Lemon meringue pie at Laughing Heart

Laughing Heart - Hackney - 277 Hackney Rd, London E2 8NA

Just look at the piping skills on that. Head Chef Tom Anglesea's seasonal Meyer lemon meringue pie is a thing of real beauty.
 

 

Cheeseburger katsu sando at Jidori

Jidori - 89 Kingsland High Street, London E8 2PB

New to their Dalston menu this week, Jidori enters London's competitive katsu sandwich scene with their A-game.

 

Burrata at Bancone

Bancone - 39 William IV Street, London, WC2N 4DD

As food photographer Jake Sarkhel rightly says of this dish at Bancone - it's all about The Art of Plating. And Bancone's got that in spades.

 

Grilled hellim at Oklava

Oklava - 74 Luke St.
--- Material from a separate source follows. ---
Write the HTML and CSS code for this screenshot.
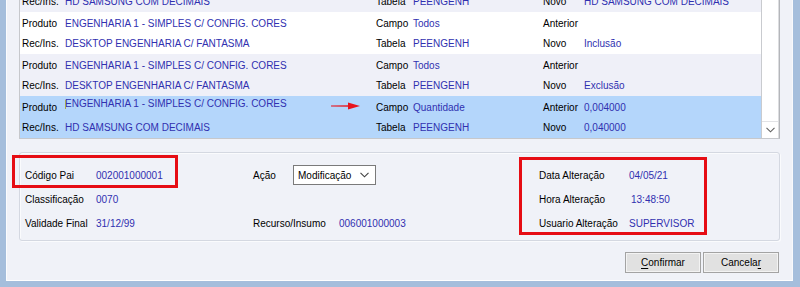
FILE: index.html
```html
<!DOCTYPE html>
<html lang="pt">
<head>
<meta charset="utf-8">
<title>Alteração de Estrutura</title>
<link rel="stylesheet" href="styles.css">
</head>
<body>
<div class="window">
  <div class="list">
    <div class="rows">
      <div class="rows-inner">
        <div class="row row-alt">
          <div class="line">
            <span class="lbl">Produto</span><span class="val">ENGENHARIA 1 - SIMPLES C/ CONFIG. CORES</span>
            <span class="lbl">Campo</span><span class="val">Recurso/Insumo</span>
            <span class="lbl">Anterior</span><span class="val"></span>
          </div>
          <div class="line">
            <span class="lbl">Rec/Ins.</span><span class="val">HD SAMSUNG COM DECIMAIS</span>
            <span class="lbl">Tabela</span><span class="val">PEENGENH</span>
            <span class="lbl">Novo</span><span class="val">HD SAMSUNG COM DECIMAIS</span>
          </div>
        </div>
        <div class="row">
          <div class="line">
            <span class="lbl">Produto</span><span class="val">ENGENHARIA 1 - SIMPLES C/ CONFIG. CORES</span>
            <span class="lbl">Campo</span><span class="val">Todos</span>
            <span class="lbl">Anterior</span><span class="val"></span>
          </div>
          <div class="line">
            <span class="lbl">Rec/Ins.</span><span class="val">DESKTOP ENGENHARIA C/ FANTASMA</span>
            <span class="lbl">Tabela</span><span class="val">PEENGENH</span>
            <span class="lbl">Novo</span><span class="val">Inclusão</span>
          </div>
        </div>
        <div class="row row-alt">
          <div class="line">
            <span class="lbl">Produto</span><span class="val">ENGENHARIA 1 - SIMPLES C/ CONFIG. CORES</span>
            <span class="lbl">Campo</span><span class="val">Todos</span>
            <span class="lbl">Anterior</span><span class="val"></span>
          </div>
          <div class="line">
            <span class="lbl">Rec/Ins.</span><span class="val">DESKTOP ENGENHARIA C/ FANTASMA</span>
            <span class="lbl">Tabela</span><span class="val">PEENGENH</span>
            <span class="lbl">Novo</span><span class="val">Exclusão</span>
          </div>
        </div>
        <div class="row row-sel">
          <div class="line">
            <span class="lbl">Produto</span><span class="val val-edit">ENGENHARIA 1 - SIMPLES C/ CONFIG. CORES</span>
            <span class="lbl">Campo</span><span class="val">Quantidade</span>
            <span class="lbl">Anterior</span><span class="val">0,004000</span>
          </div>
          <div class="line">
            <span class="lbl">Rec/Ins.</span><span class="val">HD SAMSUNG COM DECIMAIS</span>
            <span class="lbl">Tabela</span><span class="val">PEENGENH</span>
            <span class="lbl">Novo</span><span class="val">0,040000</span>
          </div>
        </div>
      </div>
    </div>
    <div class="scrollbar">
      <div class="scroll-btn">
        <svg width="9" height="6" viewBox="0 0 9 6"><path d="M0.5 0.8 L4.5 4.8 L8.5 0.8" fill="none" stroke="#606060" stroke-width="1.1"/></svg>
      </div>
    </div>
  </div>

  <div class="group">
    <div class="field"><span class="flabel w71">Código Pai</span><span class="fval">002001000001</span></div>
    <div class="field"><span class="flabel w40">Ação</span>
      <div class="select"><span>Modificação</span>
        <svg width="9" height="6" viewBox="0 0 9 6"><path d="M0.5 0.8 L4.5 4.8 L8.5 0.8" fill="none" stroke="#404040" stroke-width="1.1"/></svg>
      </div>
    </div>
    <div class="field"><span class="flabel w90">Data Alteração</span><span class="fval">04/05/21</span></div>

    <div class="field"><span class="flabel w71">Classificação</span><span class="fval">0070</span></div>
    <div class="field"></div>
    <div class="field"><span class="flabel w90">Hora Alteração</span><span class="fval shift">13:48:50</span></div>

    <div class="field"><span class="flabel w71">Validade Final</span><span class="fval">31/12/99</span></div>
    <div class="field"><span class="flabel w86">Recurso/Insumo</span><span class="fval">006001000003</span></div>
    <div class="field"><span class="flabel w90">Usuario Alteração</span><span class="fval">SUPERVISOR</span></div>
  </div>

  <div class="buttons">
    <button class="btn"><u>C</u>onfirmar</button>
    <button class="btn">Cancela<u>r</u></button>
  </div>

  <div class="mark mark-a"></div>
  <div class="mark mark-b"></div>
  <svg class="arrow" width="30" height="8" viewBox="0 0 30 8"><path d="M0 3.6 L19 3.2 L19 4.8 L0 4.4 Z" fill="#e8141c"/><path d="M17 0.6 L29 4 L17 7.4 Z" fill="#e8141c"/></svg>
</div>
</body>
</html>
```
FILE: styles.css
```css
* { box-sizing: border-box; }
html, body { margin: 0; padding: 0; }
body {
  background: #a5bedc;
  width: 800px;
  height: 287px;
  overflow: hidden;
  font-family: "Liberation Sans", Arial, sans-serif;
  font-size: 10px;
  color: #000;
}
.window {
  position: relative;
  margin-left: 6px;
  width: 787px;
  height: 281px;
  background: #f0f2f8;
  border-left: 1px solid #fbfcfe;
  border-right: 1px solid #f8f9fc;
  border-bottom: 1px solid #ffffff;
  padding: 0 12px;
  display: flex;
  flex-direction: column;
}
.list {
  height: 139px;
  display: flex;
  border-left: 1px solid #c6c8cc;
  border-right: 1px solid #b4b6ba;
  border-bottom: 1px solid #c6c8cc;
  background: #fff;
}
.rows {
  flex: 1;
  overflow: hidden;
}
.rows-inner {
  margin-top: -30px;
}
.row {
  background: #ffffff;
  height: 42px;
}
.row-alt { background: #eff0f8; }
.row-sel { background: #b4d6fb; }
.line {
  display: grid;
  grid-template-columns: 43px 311px 37px 130px 41px 1fr;
  align-items: center;
  height: 21px;
  padding-left: 2px;
  white-space: nowrap;
}
.row .line:first-child { padding-top: 1px; }
.lbl { color: #000; }
.val { color: #3030b0; }
.val-edit {
  position: relative;
  align-self: start;
  padding-top: 1px;
}
.val-edit::before {
  content: "";
  position: absolute;
  left: 0;
  top: 3px;
  width: 1px;
  height: 9px;
  background: #a9a850;
}
.scrollbar {
  width: 18px;
  border-left: 1px solid #c9cbcf;
  border-right: 1px solid #dcdde0;
  background: #fff;
  display: flex;
  flex-direction: column;
  justify-content: flex-end;
}
.scroll-btn {
  height: 17px;
  border-top: 1px solid #e2e3e6;
  display: flex;
  align-items: center;
  justify-content: center;
}
.group {
  margin-top: 13px;
  height: 89px;
  border: 1px solid #d4d8e1;
  border-radius: 3px;
  box-shadow: inset 1px 1px 0 #fafbfd, 1px 1px 0 #fafbfd;
  padding: 10px 0 0 5px;
  display: grid;
  grid-template-columns: 228px 286px 1fr;
  grid-auto-rows: 24px;
}
.field {
  display: flex;
  align-items: center;
  white-space: nowrap;
}
.flabel { color: #000; flex: none; }
.w40 { width: 40px; }
.w71 { width: 71px; }
.w86 { width: 86px; }
.w90 { width: 90px; }
.fval { color: #3030b0; }
.shift { padding-left: 2px; }
.select {
  width: 83px;
  height: 20px;
  border: 1px solid #7a7a7a;
  background: #fff;
  display: flex;
  align-items: center;
  justify-content: space-between;
  padding: 0 6px 0 4px;
}
.buttons {
  margin-top: 11px;
  display: flex;
  justify-content: flex-end;
  gap: 2px;
  padding-right: 1px;
}
.btn {
  width: 76px;
  height: 21px;
  font-family: "Liberation Sans", Arial, sans-serif;
  font-size: 10px;
  color: #000;
  background: #e1e1e1;
  border: 1px solid #a3a3a3;
  box-shadow: inset 0 0 0 1px #f3f3f3;
  padding: 0;
}
.btn u { text-decoration-thickness: 1px; text-underline-offset: 2px; }
.mark {
  position: absolute;
  border: 3px solid #e60d14;
}
.mark-a { left: 5px; top: 155px; width: 166px; height: 33px; }
.mark-b { left: 512px; top: 157px; width: 188px; height: 78px; }
.arrow { position: absolute; left: 324px; top: 102px; }
```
London EC2A 4PY

Sometimes it's the simplest things that make us want to grab our coats and hit a restaurant right now - like this dish of grilled hellim cheese drizzled with London honey at Selin Kiazim's Oklava.

 

Seafood feast at Prawn on the Lawn

Prawn on the Lawn - 292-294 St Pauls Road, London, N1 2LH

If you're swerving meat this month, you could still feast like a king over at Islington's Prawn on the Lawn where the shellfish stew looks the bomb.

 

Spider Crab at The Clove Club

The Clove Club - Shoreditch Town Hall, 380 Old Street, London EC1V 9LT

Chef Isaac McHale has been tormenting us on Insta all week with gorgeous shots of the seafood he's putting on the menu and this startlingly beautiful dish using Cornish Spider Crab is just another reason we need to get back to The Clove Club.

 

Kitty Fisher's salted hazelnut mousse

This dessert by chef George Barson has got it all going on. Chocolate? Check. Brown butter icecream (our favourite)? Check. And then let's squirt some salted hazelnut mousse all over that. Sold.